Exercise objective
Quote every line of the data below as it stands, omitting pictures.

Source excerpt
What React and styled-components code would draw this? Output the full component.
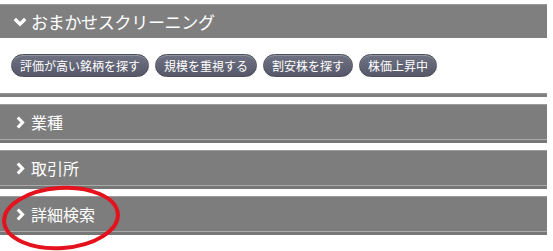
import styled, { createGlobalStyle } from "styled-components";

const GlobalStyle = createGlobalStyle`
  body {
    margin: 0;
    background: #ffffff;
    font-family: "Noto Sans CJK JP", "Noto Sans", sans-serif;
  }
`;

const sections = ["業種", "取引所", "詳細検索"];
const chips = ["評価が高い銘柄を探す", "規模を重視する", "割安株を探す", "株価上昇中"];

const ChevronDown = () => (
  <svg width="14" height="10" viewBox="0 0 14 10">
    <polyline points="1.8,2 7,7.2 12.2,2" fill="none" stroke="#fff" strokeWidth="3.4" />
  </svg>
);

const ChevronRight = () => (
  <svg width="9" height="13" viewBox="0 0 9 13">
    <polyline points="1.8,1.5 6.5,6.5 1.8,11.5" fill="none" stroke="#fff" strokeWidth="3.2" />
  </svg>
);

const App = () => {
  return (
    <Page>
      <GlobalStyle />
      <Header>
        <ChevronDown />
        <span>おまかせスクリーニング</span>
      </Header>
      <ChipRow>
        {chips.map((c) => (
          <Chip key={c}>{c}</Chip>
        ))}
      </ChipRow>
      <Divider />
      <SectionList>
        {sections.map((s) => (
          <Section key={s}>
            <SectionHead>
              <ChevronRight />
              <span>{s}</span>
            </SectionHead>
          </Section>
        ))}
        <Circle width="124" height="70" viewBox="0 0 124 70">
          <ellipse
            cx="61"
            cy="34"
            rx="57"
            ry="30"
            fill="none"
            stroke="#e4121c"
            strokeWidth="4"
            transform="rotate(-4 61 34)"
          />
        </Circle>
      </SectionList>
    </Page>
  );
};

export default App;

const Page = styled.div`
  width: 547px;
  min-height: 247px;
  padding-top: 4px;
`;

const Header = styled.div`
  height: 33px;
  border-top: 1px solid #9a9a9a;
  background: #7f7f7f;
  color: #fff;
  display: flex;
  align-items: center;
  gap: 4px;
  padding-left: 13px;
  font-size: 17px;
  letter-spacing: -0.3px;
`;

const ChipRow = styled.div`
  display: flex;
  gap: 6px;
  padding: 16px 0 0 11px;
  height: 39px;
`;

const Chip = styled.div`
  height: 23px;
  box-sizing: border-box;
  padding: 0 8px;
  border-radius: 12px;
  border: 1px solid #4c4e5a;
  background: linear-gradient(#6f7283, #565869);
  box-shadow: inset 0 1px 0 rgba(255, 255, 255, 0.25);
  color: #fff;
  font-size: 12px;
  line-height: 21px;
  white-space: nowrap;
`;

const Divider = styled.div`
  height: 3px;
  background: #808080;
  border-top: 1px solid #999;
`;

const SectionList = styled.div`
  position: relative;
  display: flex;
  flex-direction: column;
  gap: 7px;
  padding-top: 7px;
`;

const Section = styled.div`
  background: #777;
  padding-bottom: 3px;
`;

const SectionHead = styled.div`
  height: 34px;
  border-top: 1px solid #9c9c9c;
  border-bottom: 1px solid #a9a9a9;
  background: #7d7d7d;
  color: #fff;
  display: flex;
  align-items: center;
  gap: 6px;
  padding-left: 16px;
  font-size: 16px;
`;

const Circle = styled.svg`
  position: absolute;
  left: 0;
  top: 87px;
`;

Output below
What React and styled-components code would draw this? Output the full component.
import styled, { createGlobalStyle } from "styled-components";

const GlobalStyle = createGlobalStyle`
  body {
    margin: 0;
    background: #ffffff;
    font-family: "Noto Sans CJK JP", "Noto Sans", sans-serif;
  }
`;

const sections = ["業種", "取引所", "詳細検索"];
const chips = ["評価が高い銘柄を探す", "規模を重視する", "割安株を探す", "株価上昇中"];

const ChevronDown = () => (
  <svg width="14" height="10" viewBox="0 0 14 10">
    <polyline points="1.8,2 7,7.2 12.2,2" fill="none" stroke="#fff" strokeWidth="3.4" />
  </svg>
);

const ChevronRight = () => (
  <svg width="9" height="13" viewBox="0 0 9 13">
    <polyline points="1.8,1.5 6.5,6.5 1.8,11.5" fill="none" stroke="#fff" strokeWidth="3.2" />
  </svg>
);

const App = () => {
  return (
    <Page>
      <GlobalStyle />
      <Header>
        <ChevronDown />
        <span>おまかせスクリーニング</span>
      </Header>
      <ChipRow>
        {chips.map((c) => (
          <Chip key={c}>{c}</Chip>
        ))}
      </ChipRow>
      <Divider />
      <SectionList>
        {sections.map((s) => (
          <Section key={s}>
            <SectionHead>
              <ChevronRight />
              <span>{s}</span>
            </SectionHead>
          </Section>
        ))}
        <Circle width="124" height="70" viewBox="0 0 124 70">
          <ellipse
            cx="61"
            cy="34"
            rx="57"
            ry="30"
            fill="none"
            stroke="#e4121c"
            strokeWidth="4"
            transform="rotate(-4 61 34)"
          />
        </Circle>
      </SectionList>
    </Page>
  );
};

export default App;

const Page = styled.div`
  width: 547px;
  min-height: 247px;
  padding-top: 4px;
`;

const Header = styled.div`
  height: 33px;
  border-top: 1px solid #9a9a9a;
  background: #7f7f7f;
  color: #fff;
  display: flex;
  align-items: center;
  gap: 4px;
  padding-left: 13px;
  font-size: 17px;
  letter-spacing: -0.3px;
`;

const ChipRow = styled.div`
  display: flex;
  gap: 6px;
  padding: 16px 0 0 11px;
  height: 39px;
`;

const Chip = styled.div`
  height: 23px;
  box-sizing: border-box;
  padding: 0 8px;
  border-radius: 12px;
  border: 1px solid #4c4e5a;
  background: linear-gradient(#6f7283, #565869);
  box-shadow: inset 0 1px 0 rgba(255, 255, 255, 0.25);
  color: #fff;
  font-size: 12px;
  line-height: 21px;
  white-space: nowrap;
`;

const Divider = styled.div`
  height: 3px;
  background: #808080;
  border-top: 1px solid #999;
`;

const SectionList = styled.div`
  position: relative;
  display: flex;
  flex-direction: column;
  gap: 7px;
  padding-top: 7px;
`;

const Section = styled.div`
  background: #777;
  padding-bottom: 3px;
`;

const SectionHead = styled.div`
  height: 34px;
  border-top: 1px solid #9c9c9c;
  border-bottom: 1px solid #a9a9a9;
  background: #7d7d7d;
  color: #fff;
  display: flex;
  align-items: center;
  gap: 6px;
  padding-left: 16px;
  font-size: 16px;
`;

const Circle = styled.svg`
  position: absolute;
  left: 0;
  top: 87px;
`;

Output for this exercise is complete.